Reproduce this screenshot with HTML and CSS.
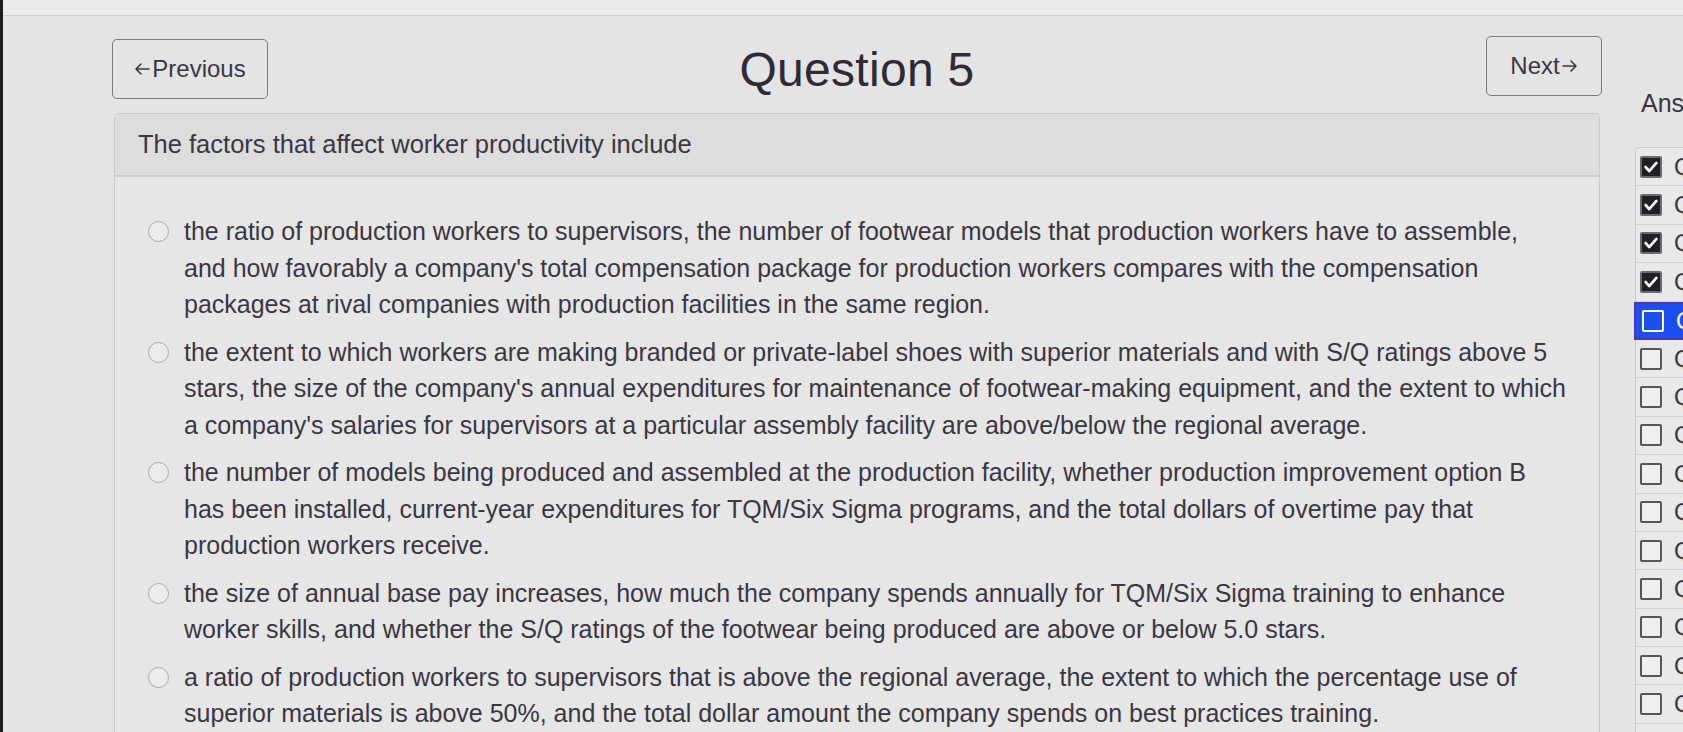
FILE: index.html
```html
<!DOCTYPE html>
<html lang="en">
<head>
  <meta charset="UTF-8" />
  <meta name="viewport" content="width=device-width, initial-scale=1.0"/>
  <title>Question 5</title>
  <link rel="stylesheet" href="styles.css">
</head>
<body>
  <div class="topbar"></div>

  <div class="page">
    <div class="main">
      <div class="quiz-header">
        <button class="nav-btn prev"><svg class="arrow" viewBox="0 0 16 14"><path d="M15 7H2M7 2L2 7l5 5"/></svg>Previous</button>
        <h1 class="title">Question 5</h1>
        <button class="nav-btn next">Next<svg class="arrow" viewBox="0 0 16 14"><path d="M1 7h13M9 2l5 5-5 5"/></svg></button>
      </div>

      <div class="card">
        <div class="card-head">The factors that affect worker productivity include</div>
        <div class="card-body">
          <label class="option">
            <span class="radio"></span>
            <span class="option-text">the ratio of production workers to supervisors, the number of footwear models that production workers have to assemble, and how favorably a company's total compensation package for production workers compares with the compensation packages at rival companies with production facilities in the same region.</span>
          </label>
          <label class="option">
            <span class="radio"></span>
            <span class="option-text">the extent to which workers are making branded or private-label shoes with superior materials and with S/Q ratings above 5 stars, the size of the company's annual expenditures for maintenance of footwear-making equipment, and the extent to which a company's salaries for supervisors at a particular assembly facility are above/below the regional average.</span>
          </label>
          <label class="option">
            <span class="radio"></span>
            <span class="option-text">the number of models being produced and assembled at the production facility, whether production improvement option B has been installed, current-year expenditures for TQM/Six Sigma programs, and the total dollars of overtime pay that production workers receive.</span>
          </label>
          <label class="option">
            <span class="radio"></span>
            <span class="option-text">the size of annual base pay increases, how much the company spends annually for TQM/Six Sigma training to enhance worker skills, and whether the S/Q ratings of the footwear being produced are above or below 5.0 stars.</span>
          </label>
          <label class="option">
            <span class="radio"></span>
            <span class="option-text">a ratio of production workers to supervisors that is above the regional average, the extent to which the percentage use of superior materials is above 50%, and the total dollar amount the company spends on best practices training.</span>
          </label>
        </div>
      </div>
    </div>

    <div class="answers">
      <div class="answers-title">Answers</div>
      <ul class="answer-list">
        <li class="answer done"><span class="box"><svg viewBox="0 0 20 20"><polyline points="4,10 8,14.5 16,5.5"/></svg></span>Question 1</li>
        <li class="answer done"><span class="box"><svg viewBox="0 0 20 20"><polyline points="4,10 8,14.5 16,5.5"/></svg></span>Question 2</li>
        <li class="answer done"><span class="box"><svg viewBox="0 0 20 20"><polyline points="4,10 8,14.5 16,5.5"/></svg></span>Question 3</li>
        <li class="answer done"><span class="box"><svg viewBox="0 0 20 20"><polyline points="4,10 8,14.5 16,5.5"/></svg></span>Question 4</li>
        <li class="answer current"><span class="box"></span>Question 5</li>
        <li class="answer"><span class="box"></span>Question 6</li>
        <li class="answer"><span class="box"></span>Question 7</li>
        <li class="answer"><span class="box"></span>Question 8</li>
        <li class="answer"><span class="box"></span>Question 9</li>
        <li class="answer"><span class="box"></span>Question 10</li>
        <li class="answer"><span class="box"></span>Question 11</li>
        <li class="answer"><span class="box"></span>Question 12</li>
        <li class="answer"><span class="box"></span>Question 13</li>
        <li class="answer"><span class="box"></span>Question 14</li>
        <li class="answer"><span class="box"></span>Question 15</li>
        <li class="answer"><span class="box"></span>Question 16</li>
      </ul>
    </div>
  </div>
</body>
</html>
```

FILE: styles.css
```css
* {
  box-sizing: border-box;
  margin: 0;
  padding: 0;
}

html, body {
  height: 732px;
  overflow: hidden;
}

body {
  font-family: "Liberation Sans", Arial, sans-serif;
  background-color: #e4e4e4;
  color: #3a3642;
  border-left: 3px solid #1c1c1c;
}

.topbar {
  height: 16px;
  background-color: #ebebeb;
  border-bottom: 1px solid #cdcdcd;
}

.page {
  display: flex;
  padding-left: 109px;
}

.main {
  width: 1490px;
  flex-shrink: 0;
}

.quiz-header {
  display: grid;
  grid-template-columns: 1fr auto 1fr;
  align-items: center;
  margin-top: 22px;
  height: 62px;
}

.nav-btn {
  font-family: inherit;
  font-size: 24px;
  color: #3a3642;
  background: transparent;
  border: 1.5px solid #7a7a80;
  border-radius: 5px;
  height: 60px;
  cursor: pointer;
  display: flex;
  align-items: center;
  justify-content: center;
}

.arrow {
  width: 16px;
  height: 14px;
  fill: none;
  stroke: #3a3642;
  stroke-width: 1.6;
  stroke-linecap: round;
  stroke-linejoin: round;
}

.prev .arrow {
  margin-right: 2px;
}

.next .arrow {
  margin-left: 2px;
}

.prev {
  justify-self: start;
  width: 156px;
}

.next {
  justify-self: end;
  width: 116px;
  margin-top: -6px;
}

.title {
  font-size: 48px;
  font-weight: normal;
  color: #2e2a36;
  letter-spacing: 0.3px;
}

.card {
  margin-top: 13px;
  margin-left: 2px;
  width: 1486px;
  border: 1px solid #c9c9c9;
  border-bottom: none;
  border-radius: 5px 5px 0 0;
  background-color: #e6e6e6;
}

.card-head {
  height: 63px;
  display: flex;
  align-items: center;
  padding-left: 23px;
  font-size: 25.5px;
  background-color: #dddddd;
  border-bottom: 2px solid #cdcdcd;
  border-radius: 5px 5px 0 0;
}

/* right padding keeps the answer lines wrapping where the original does */
.card-body {
  padding: 36px 32.65px 0 33px;
}

.option {
  display: flex;
  align-items: flex-start;
  gap: 15px;
  margin-bottom: 11px;
  font-size: 25px;
  line-height: 36.5px;
  cursor: pointer;
}

.option-text {
  flex: 1;
}

.radio {
  flex-shrink: 0;
  width: 21px;
  height: 21px;
  margin-top: 8px;
  border: 1.5px solid #a9a9ae;
  border-radius: 50%;
  background-color: #ececec;
}

.answers {
  padding-left: 39px;
  padding-top: 73px;
  white-space: nowrap;
}

.answers-title {
  font-size: 25px;
  line-height: 29px;
  color: #3a3642;
}

.answer-list {
  list-style: none;
  margin-top: 29px;
  margin-left: -6px;
  border-left: 1px solid #c9c9c9;
  border-top: 1px solid #c9c9c9;
  border-radius: 5px 0 0 0;
  background-color: #e9e9e9;
  width: 200px;
}

.answer {
  display: flex;
  align-items: center;
  gap: 12px;
  height: 38.4px;
  padding-left: 4px;
  font-size: 24px;
  color: #3a3642;
  border-bottom: 1px solid #d2d2d2;
}

.box {
  width: 22px;
  height: 22px;
  flex-shrink: 0;
  border: 2px solid #55555c;
  border-radius: 2px;
  background-color: #efefef;
  display: flex;
  align-items: center;
  justify-content: center;
}

.done .box {
  background-color: #202024;
  border-color: #6a6a70;
}

.box svg {
  width: 18px;
  height: 18px;
  fill: none;
  stroke: #ffffff;
  stroke-width: 3;
  stroke-linecap: round;
  stroke-linejoin: round;
}

.current {
  background-color: #1d4ef0;
  color: #ffffff;
  border: 2px solid #4b3aa8;
  border-right: none;
  margin-left: -2px;
  padding-left: 6px;
}

.current .box {
  background-color: #1d4ef0;
  border-color: #ffffff;
}
```
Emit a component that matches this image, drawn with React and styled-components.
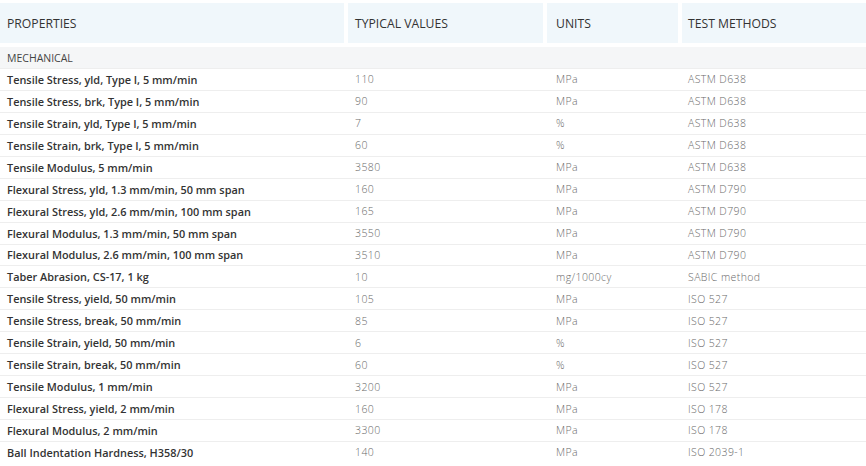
• • • •
Your goal
Using the listing above, gather each line that holds the string "this" and copy it.

Exercise response
Reproduce this screenshot with HTML and CSS.
Emit a component that matches this image, drawn with React and styled-components.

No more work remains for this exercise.